The COVID-19 crisis poses a big challenge for employers to rationalize the benefits they offer to employees. With budgets stretched and every dollar scrutinized, tough choices loom on DC plan offerings, in addition to programs like financial wellness.
Strong Financial Wellness Uptake—But Need for a Revamp
About 65% of plan sponsors say they offer a financial wellness program today, much higher than the 43% reported in our previous ongoing survey, Inside the Minds of Plan Sponsors. Among plans with $250 million and more in assets, 74% offer such programs.
The most popular topics: retirement planning and budgeting (66%), retiree healthcare planning (59%), basic investment education (57%) and college saving solutions (57%) (Display). And now more than ever, employees may be open to additional learning about budgeting and saving to create an emergency fund that better prepares them for the future.

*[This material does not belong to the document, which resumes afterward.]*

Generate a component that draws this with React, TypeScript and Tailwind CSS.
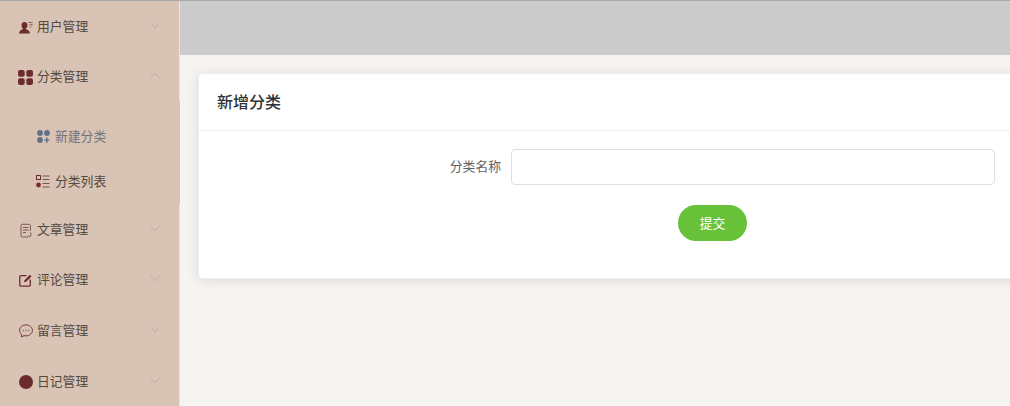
import React from "react";

const font = "font-['Noto_Sans_CJK_SC','Liberation_Sans',sans-serif]";
const maroon = "#6b2c2c";

const UserIcon = () => (
  <svg width="14" height="13" viewBox="0 0 14 13" fill={maroon}>
    <path d="M5.5 1C7.3 1 8.5 2.4 8.5 4.2 8.5 5.7 7.7 6.9 7 7.5v.8c1.9.5 3.6 1.5 3.9 4.2H0c.3-2.7 2-3.700 3.900-4.200v-.8C3.200 6.900 2.500 5.700 2.500 4.200 2.500 2.400 3.700 1 5.500 1z" />
    <path d="M9.500 1.500h4M10.500 3.700h3M10.500 5.900h2" stroke="#8c6058" strokeWidth="1" fill="none" />
  </svg>
);
const GridIcon = () => (
  <svg width="15" height="15" viewBox="0 0 15 15" fill={maroon}>
    <rect x="0" y="0" width="6.700" height="6.700" rx="2" />
    <rect x="8.300" y="0" width="6.700" height="6.700" rx="2" />
    <rect x="0" y="8.300" width="6.700" height="6.700" rx="2" />
    <rect x="8.300" y="8.300" width="6.700" height="6.700" rx="2" />
  </svg>
);
const NewIcon = () => (
  <svg width="13" height="13" viewBox="0 0 13 13" fill="#5f7289">
    <circle cx="3" cy="3" r="2.900" />
    <circle cx="10" cy="3" r="2.900" />
    <circle cx="3" cy="10" r="2.900" />
    <path d="M9.200 7.500h1.400v1.900h1.900v1.400h-1.900v1.900H9.200v-1.900H7.300V9.400h1.900z" />
  </svg>
);
const ListIcon = () => (
  <svg width="14" height="13" viewBox="0 0 14 13" fill="none">
    <rect x="0.500" y="0.500" width="4" height="4" stroke={maroon} strokeWidth="1" />
    <circle cx="2.500" cy="10" r="2.400" fill="#7c2a22" />
    <path d="M6.500 1h7M6.500 4.500h7M6.500 8.500h7M6.500 12h7" stroke="#6d5a55" strokeWidth="1" />
  </svg>
);
const DocIcon = () => (
  <svg width="12" height="15" viewBox="0 0 12 15" fill="none" stroke="#7a5a58" strokeWidth="1">
    <path d="M8 14H2.200A1.200 1.200 0 0 1 1 12.800V2.500A1.200 1.200 0 0 1 2.200 1.300h7a1.200 1.200 0 0 1 1.200 1.200V8" />
    <path d="M3 4.500h5.500M3 7h5.500M3 9.500h3" />
    <path d="M10.800 9.500v3a1.200 1.200 0 0 1-2.400 0" />
  </svg>
);
const EditIcon = () => (
  <svg width="13" height="13" viewBox="0 0 13 13" fill="none">
    <path d="M7.500 1.700H2A1.200 1.200 0 0 0 .8 2.900V11A1.200 1.200 0 0 0 2 12.200h8.100a1.200 1.200 0 0 0 1.200-1.200V5.500" stroke={maroon} strokeWidth="1.300" />
    <path d="M5 8.200l.5-2L10.900.8l1.600 1.600-5.400 5.300z" fill={maroon} />
  </svg>
);
const ChatIcon = () => (
  <svg width="14" height="14" viewBox="0 0 15 15" fill="none">
    <path d="M7.500 1C3.600 1 .6 3.600.6 6.800c0 1.700.8 3.200 2.200 4.200l-.3 2.900 3-1.400c.6.1 1.300.2 2 .2 3.900 0 6.900-2.700 6.900-5.900S11.400 1 7.500 1z" stroke={maroon} strokeWidth="1" />
    <circle cx="4.600" cy="7" r=".75" fill="#7a6462" />
    <circle cx="7.500" cy="7" r=".75" fill="#7a6462" />
    <circle cx="10.400" cy="7" r=".75" fill="#7a6462" />
  </svg>
);
const DotIcon = () => (
  <svg width="14" height="14" viewBox="0 0 14 14">
    <circle cx="7" cy="7" r="7" fill={maroon} />
  </svg>
);

const Chevron = ({ up }: { up?: boolean }) => (
  <svg width="12" height="7" viewBox="0 0 12 7" fill="none" stroke="#b8aeae" strokeWidth="1" className="mr-[18px] mb-[1px]">
    <path d={up ? "M1.500 6 6 1.200 10.500 6" : "M1.500 1 6 5.800 10.500 1"} />
  </svg>
);

const MenuItem = ({ icon, label, up, h = "h-[50px]" }: { icon: React.ReactNode; label: string; up?: boolean; h?: string }) => (
  <div className={`${h} flex items-center border-r border-[#ebe4df] pl-[18px]`}>
    <span className="w-[15px] flex justify-center shrink-0 mt-[2px]">{icon}</span>
    <span className="ml-1 flex-1 text-[12.8px] text-[#55493f]">{label}</span>
    <Chevron up={up} />
  </div>
);

const SubItem = ({ icon, label, color }: { icon: React.ReactNode; label: string; color: string }) => (
  <div className={`h-[45px] flex items-center pl-9 text-[12.8px] ${color}`}>
    <span className="w-[14px] flex justify-center shrink-0 mt-[1px]">{icon}</span>
    <span className="ml-[5px]">{label}</span>
  </div>
);

export default function App() {
  return (
    <div className={`w-[1010px] h-[406px] overflow-hidden flex flex-col bg-[#f5f4f0] ${font}`}>
      <div className="h-px shrink-0 bg-[#a8a8a8]" />
      <div className="flex flex-1 min-h-0">
        <aside className="w-[180px] shrink-0 bg-[#d8c3b5] overflow-hidden">
          <MenuItem icon={<UserIcon />} label="用户管理" />
          <MenuItem icon={<GridIcon />} label="分类管理" up />
          <div className="pt-3 pb-px">
            <SubItem icon={<NewIcon />} label="新建分类" color="text-[#72737f]" />
            <SubItem icon={<ListIcon />} label="分类列表" color="text-[#55493f]" />
          </div>
          <MenuItem icon={<DocIcon />} label="文章管理" />
          <MenuItem icon={<EditIcon />} label="评论管理" />
          <MenuItem icon={<ChatIcon />} label="留言管理" h="h-[51px]" />
          <MenuItem icon={<DotIcon />} label="日记管理" h="h-[51px]" />
        </aside>
        <div className="flex-1 min-w-0 flex flex-col">
          <header className="h-[54px] shrink-0 bg-[#cbcbcb]" />
          <main className="flex-1 pt-[18px] pl-[18px] overflow-hidden">
            <section className="w-[840px] h-[206px] bg-white rounded-[4px] border border-[#ebeef5] shadow-[0_2px_12px_0_rgba(0,0,0,0.1)]">
              <div className="h-[57px] flex items-center pl-[18px] pb-[3px] border-b border-[#ebeef5] text-base font-medium text-[#303133]">
                新增分类
              </div>
              <div className="pt-[18px]">
                <div className="flex items-center">
                  <label className="w-[302px] text-right text-[12.8px] text-[#606266] pb-[2px] shrink-0">分类名称</label>
                  <div className="ml-[10px] w-[484px] h-9 bg-white border border-[#dcdfe6] rounded-[4px]" />
                </div>
                <div className="mt-5 pl-[479px]">
                  <button className="w-[69px] h-9 rounded-[18px] bg-[#67c23a] text-white text-[12.8px]">提交</button>
                </div>
              </div>
            </section>
          </main>
        </div>
      </div>
    </div>
  );
}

Employees are more engaged, too—the median participation rate in financial wellness programs is up to 50% from 30% in our last survey. However, most participants (52%) have accessed financial wellness programs through big, in-person group meetings, which now may prove challenging to do.
These programs are even more meaningful during a crisis, but today’s social distancing requires a revamp that may include online channels, small or individual teleconferencing or videoconferencing, and chatbots (software for online chats). All of this comes when participants may be tiring of lengthy online to-do lists.